[Records from a collection]

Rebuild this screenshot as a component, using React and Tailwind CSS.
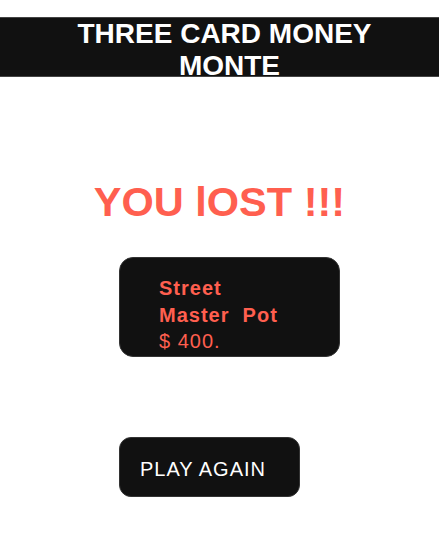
export default function App() {
  return (
    <div className="min-h-[552px] bg-white font-['Liberation_Sans',Arial,sans-serif]">
      <div className="mt-[17px] h-[60px] border-y border-[#444] bg-[#111] text-center text-[28px] font-bold leading-[32px] text-white">
        <div className="pl-[10px]">THREE CARD MONEY</div>
        <div className="pl-[20px]">MONTE</div>
      </div>
      <h1 className="mt-[101px] text-center text-[41.5px] font-bold leading-[48px] text-[#ff5f4f]">
        YOU lOST !!!
      </h1>
      <div className="pl-[119px]">
        <div className="mt-[31px] h-[100px] w-[221px] rounded-[14px] border border-[#333] bg-[#111] pl-[39px] pt-[17px] text-[20px] leading-[26.67px] tracking-[1px] text-[#ff5f4f]">
          <div className="font-bold">Street</div>
          <div className="font-bold whitespace-pre">Master  Pot</div>
          <div>$ 400.</div>
        </div>
        <button className="mt-[80px] flex h-[60px] w-[181px] items-center rounded-[12px] border border-[#333] bg-[#111] pl-[20px] pt-[5px] text-[20px] leading-[23px] tracking-[1px] text-white">
          PLAY AGAIN
        </button>
      </div>
    </div>
  );
}
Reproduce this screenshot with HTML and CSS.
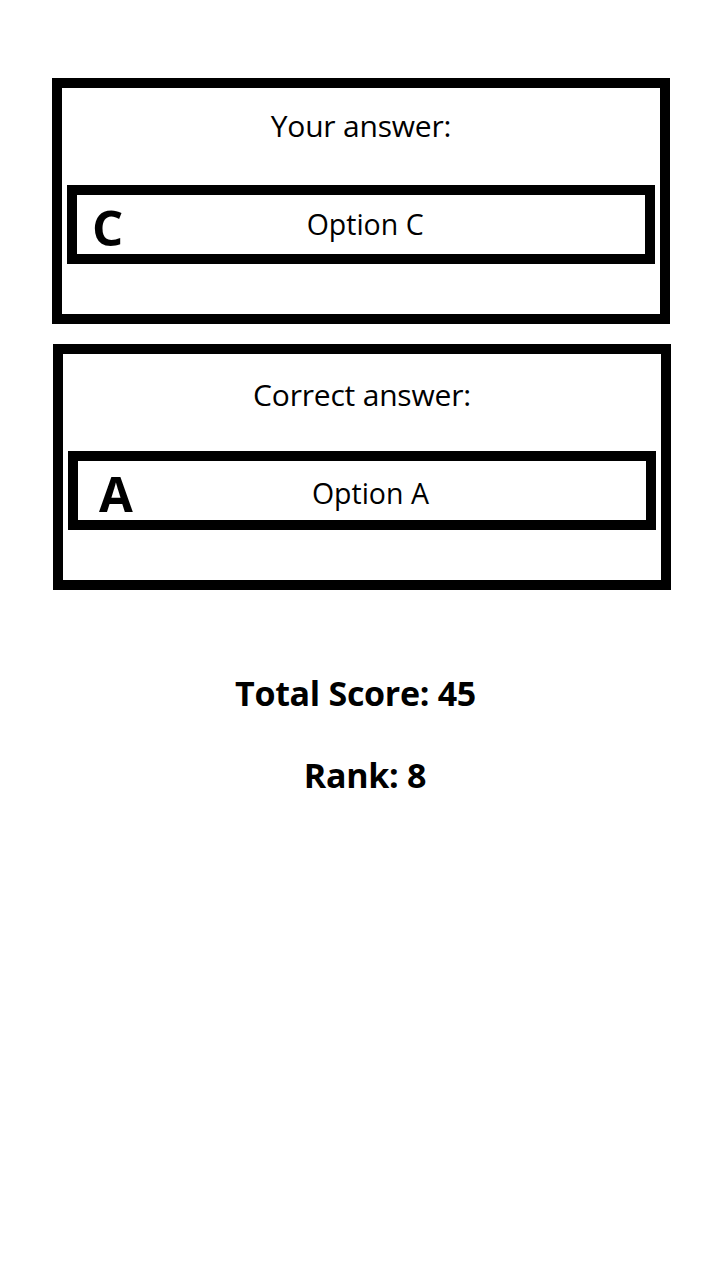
FILE: index.html
```html
<!DOCTYPE html>
<html>
<head>
<meta charset="utf-8">
<link rel="stylesheet" href="styles.css">
</head>
<body>
<main class="page">
  <section class="card">
    <div class="card-title">Your answer:</div>
    <div class="option">
      <span class="letter letter-c">C</span>
      <span class="option-text">Option C</span>
    </div>
  </section>
  <section class="card card-second">
    <div class="card-title card-title-second">Correct answer:</div>
    <div class="option">
      <span class="letter letter-a">A</span>
      <span class="option-text option-text-second">Option A</span>
    </div>
  </section>
  <div class="score">Total Score: 45</div>
  <div class="rank">Rank: 8</div>
</main>
</body>
</html>
```

FILE: styles.css
```css
html, body {
  margin: 0;
  padding: 0;
  background: #ffffff;
}

body {
  font-family: "Open Sans", "Noto Sans", sans-serif;
  color: #000000;
}

.page {
  display: flex;
  flex-direction: column;
  padding-top: 78px;
}

.card {
  box-sizing: border-box;
  width: 618px;
  margin-left: 52px;
  border: 10px solid #000000;
  padding: 0 5px 50px 5px;
}

.card-second {
  margin-top: 20px;
  margin-left: 53px;
}

.card-title {
  height: 97px;
  box-sizing: border-box;
  padding-top: 18px;
  line-height: 40px;
  font-size: 30px;
  text-align: center;
  letter-spacing: -0.2px;
}

.card-title-second {
  padding-top: 21px;
}

.option {
  box-sizing: border-box;
  height: 79px;
  border: 10px solid #000000;
  display: flex;
  align-items: center;
  padding-right: 38px;
}

.letter {
  font-weight: 700;
  font-size: 49px;
  line-height: 59px;
  padding-top: 6px;
}

.letter-c {
  margin-left: 15px;
}

.letter-a {
  margin-left: 21px;
}

.option-text {
  flex: 1;
  text-align: center;
  font-size: 28.5px;
  line-height: 59px;
}

.option-text-second {
  padding-top: 5px;
}

.score,
.rank {
  font-weight: 700;
  font-size: 34px;
  line-height: 48px;
  text-align: center;
  letter-spacing: -0.3px;
}

.score {
  margin-top: 79px;
  padding-right: 9px;
}

.rank {
  margin-top: 34px;
  padding-left: 10px;
}
```
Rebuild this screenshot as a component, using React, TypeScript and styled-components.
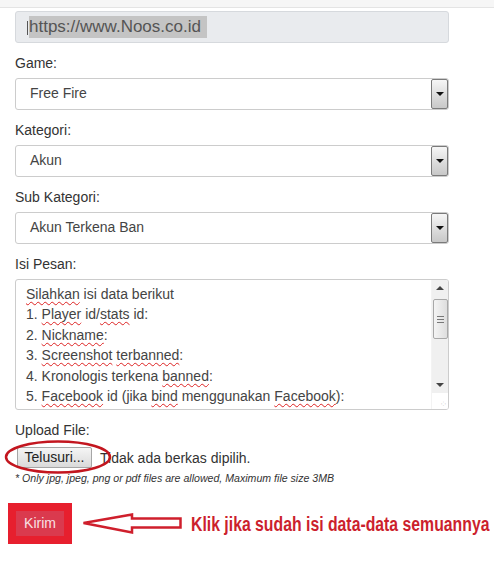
import React from "react";
import styled, { createGlobalStyle } from "styled-components";

const GlobalStyle = createGlobalStyle`
  html, body { margin: 0; padding: 0; background: #ffffff; overflow: hidden; }
  body { font-family: "Liberation Sans", Arial, sans-serif; color: #333; }
  * { box-sizing: border-box; }
`;

const Page = styled.div`
  width: 494px;
  min-height: 561px;
  background: #fff;
  overflow: hidden;
`;

const TopStrip = styled.div`
  height: 8px;
  background: #f6f6f6;
  border-bottom: 1px solid #e4e4e4;
`;

const Form = styled.div`
  padding: 3px 45px 0 15px;
`;

const ReadonlyField = styled.div`
  height: 32px;
  border: 1px solid #d6d9dd;
  border-radius: 3px;
  background: #e9ebee;
  display: flex;
  align-items: center;
  padding-left: 10px;
  overflow: hidden;
`;

const CutGlyph = styled.span`
  display: inline-block;
  width: 2px;
  height: 14px;
  margin-top: 2px;
  background: linear-gradient(#555, #555) no-repeat 1px 0 / 1px 100%;
`;

const Selected = styled.span`
  background: #c4c4c4;
  color: #555;
  font-size: 17px;
  line-height: 22px;
  padding-right: 6px;
  margin-left: 1px;
`;

const Label = styled.div`
  font-size: 14px;
  line-height: 20px;
  color: #333;
  margin: 10px 0 5px;
`;

const SelectBox = styled.div`
  height: 32px;
  border: 1px solid #ccc;
  border-radius: 3px;
  display: flex;
  align-items: stretch;
  background: #fff;
`;

const SelectValue = styled.div`
  flex: 1;
  padding-left: 14px;
  font-size: 14px;
  line-height: 29px;
  color: #444;
`;

const DropButton = styled.div`
  width: 17px;
  border: 1px solid #7a7a7a;
  border-radius: 2px;
  background: linear-gradient(#f6f6f6, #dcdcdc 55%, #c8c8c8);
  display: flex;
  justify-content: center;
  padding-top: 12px;
`;

const TriangleDown = styled.span`
  width: 0;
  height: 0;
  border-left: 4px solid transparent;
  border-right: 4px solid transparent;
  border-top: 4px solid #111;
`;

const TextArea = styled.div`
  height: 131px;
  border: 1px solid #ccc;
  border-radius: 3px;
  display: flex;
  overflow: hidden;
`;

const TextContent = styled.div`
  flex: 1;
  padding: 4px 0 0 10px;
  font-size: 14px;
  line-height: 20.4px;
  color: #444;
  white-space: nowrap;
  overflow: hidden;
`;

const Typo = styled.span`
  text-decoration: underline wavy #d22;
  text-decoration-thickness: 1px;
  text-underline-offset: 2px;
  text-decoration-skip-ink: none;
`;

const ScrollBar = styled.div`
  width: 17px;
  display: flex;
  flex-direction: column;
  background: #f0f0f0;
  border-left: 1px solid #f3f3f3;
`;

const ScrollArrow = styled.div<{ $up?: boolean }>`
  height: 16px;
  display: flex;
  align-items: center;
  justify-content: center;
  &::after {
    content: "";
    width: 0;
    height: 0;
    border-left: 4px solid transparent;
    border-right: 4px solid transparent;
    ${(p) => (p.$up ? "border-bottom: 4px solid #444;" : "border-top: 4px solid #444;")}
  }
`;

const Thumb = styled.div`
  height: 40px;
  margin: 3px 0 0 1px;
  border: 1px solid #a8a8a8;
  border-radius: 2px;
  background: linear-gradient(90deg, #f4f4f4, #dedede);
  display: flex;
  flex-direction: column;
  align-items: center;
  justify-content: center;
  gap: 2px;
`;

const GripLine = styled.span`
  width: 7px;
  height: 1px;
  background: #777;
`;

const Track = styled.div`
  flex: 1;
`;

const Corner = styled.div`
  height: 16px;
  background: #fff;
  display: flex;
  justify-content: flex-end;
  align-items: flex-end;
  padding: 0 2px 2px 0;
  color: #aaa;
  font-size: 6px;
  line-height: 6px;
`;

const FileRow = styled.div`
  position: relative;
  display: flex;
  align-items: center;
  height: 25px;
  padding-left: 2px;
`;

const BrowseButton = styled.div`
  height: 21px;
  width: 75px;
  border: 1px solid #a6a6a6;
  border-radius: 2px;
  background: linear-gradient(#f5f5f5, #dadada);
  font-size: 14px;
  line-height: 19px;
  text-align: center;
  color: #222;
`;

const FileText = styled.span`
  margin-left: 8px;
  font-size: 14px;
  color: #333;
`;

const Ellipse = styled.svg`
  position: absolute;
  left: -11px;
  top: -6px;
  pointer-events: none;
`;

const Note = styled.div`
  font-size: 10.6px;
  font-style: italic;
  color: #333;
  line-height: 13px;
  margin-top: 2px;
`;

const SubmitRow = styled.div`
  display: flex;
  align-items: center;
  margin: 18px 0 0 -7px;
`;

const Highlight = styled.div`
  background: #e71f2e;
  padding: 8px;
`;

const SubmitButton = styled.div`
  width: 48px;
  height: 25px;
  background: #da3a4e;
  color: #f7e1e4;
  font-size: 14px;
  line-height: 25px;
  text-align: center;
`;

const ArrowSvg = styled.svg`
  margin-left: 10px;
  flex: none;
`;

const CalloutBox = styled.div`
  margin-left: 8px;
  width: 302px;
  overflow: hidden;
  flex: none;
`;

const Callout = styled.span`
  display: inline-block;
  font-family: "Liberation Sans", Arial, sans-serif;
  font-weight: bold;
  font-size: 19.5px;
  line-height: 24px;
  color: #cc1f2d;
  white-space: nowrap;
  transform: scaleX(0.81);
  transform-origin: left center;
`;

const Select: React.FC<{ value: string }> = ({ value }) => (
  <SelectBox>
    <SelectValue>{value}</SelectValue>
    <DropButton>
      <TriangleDown />
    </DropButton>
  </SelectBox>
);

export default function App() {
  return (
    <Page>
      <GlobalStyle />
      <TopStrip />
      <Form>
        <ReadonlyField>
          <CutGlyph />
          <Selected>https://www.Noos.co.id</Selected>
        </ReadonlyField>

        <Label>Game:</Label>
        <Select value="Free Fire" />

        <Label>Kategori:</Label>
        <Select value="Akun" />

        <Label>Sub Kategori:</Label>
        <Select value="Akun Terkena Ban" />

        <Label>Isi Pesan:</Label>
        <TextArea>
          <TextContent>
            <div>
              <Typo>Silahkan</Typo> isi data berikut
            </div>
            <div>
              1. <Typo>Player</Typo> id/<Typo>stats</Typo> id:
            </div>
            <div>
              2. <Typo>Nickname</Typo>:
            </div>
            <div>
              3. <Typo>Screenshot</Typo> <Typo>terbanned</Typo>:
            </div>
            <div>
              4. Kronologis terkena <Typo>banned</Typo>:
            </div>
            <div>
              5. <Typo>Facebook</Typo> id (jika <Typo>bind</Typo> menggunakan <Typo>Facebook</Typo>):
            </div>
          </TextContent>
          <ScrollBar>
            <ScrollArrow $up />
            <Thumb>
              <GripLine />
              <GripLine />
              <GripLine />
            </Thumb>
            <Track />
            <ScrollArrow />
            <Corner>⁘</Corner>
          </ScrollBar>
        </TextArea>

        <Label>Upload File:</Label>
        <FileRow>
          <BrowseButton>Telusuri...</BrowseButton>
          <FileText>Tidak ada berkas dipilih.</FileText>
          <Ellipse width="108" height="36" viewBox="0 0 108 36">
            <ellipse cx="54" cy="18" rx="52" ry="15.5" fill="none" stroke="#c3161f" strokeWidth="2.5" />
          </Ellipse>
        </FileRow>
        <Note>* Only jpg, jpeg, png or pdf files are allowed, Maximum file size 3MB</Note>

        <SubmitRow>
          <Highlight>
            <SubmitButton>Kirim</SubmitButton>
          </Highlight>
          <ArrowSvg width="101" height="24" viewBox="0 0 101 24">
            <polygon
              points="1.5,11 50,2.5 50,6.5 98.5,6.5 98.5,15.5 50,15.5 50,20.5"
              fill="#fff"
              stroke="#cf1f2c"
              strokeWidth="2.5"
              strokeLinejoin="miter"
            />
          </ArrowSvg>
          <CalloutBox>
            <Callout>Klik jika sudah isi data-data semuannya</Callout>
          </CalloutBox>
        </SubmitRow>
      </Form>
    </Page>
  );
}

▸ **WHAT THE TASK REQUIRES**
Look above for every line with the word "this" and copy it.

▸ **EXERCISE OUTPUT**
Rebuild this screenshot as a component, using React and Tailwind CSS.
Reproduce this screenshot with HTML and CSS.
Rebuild this screenshot as a component, using React, TypeScript and styled-components.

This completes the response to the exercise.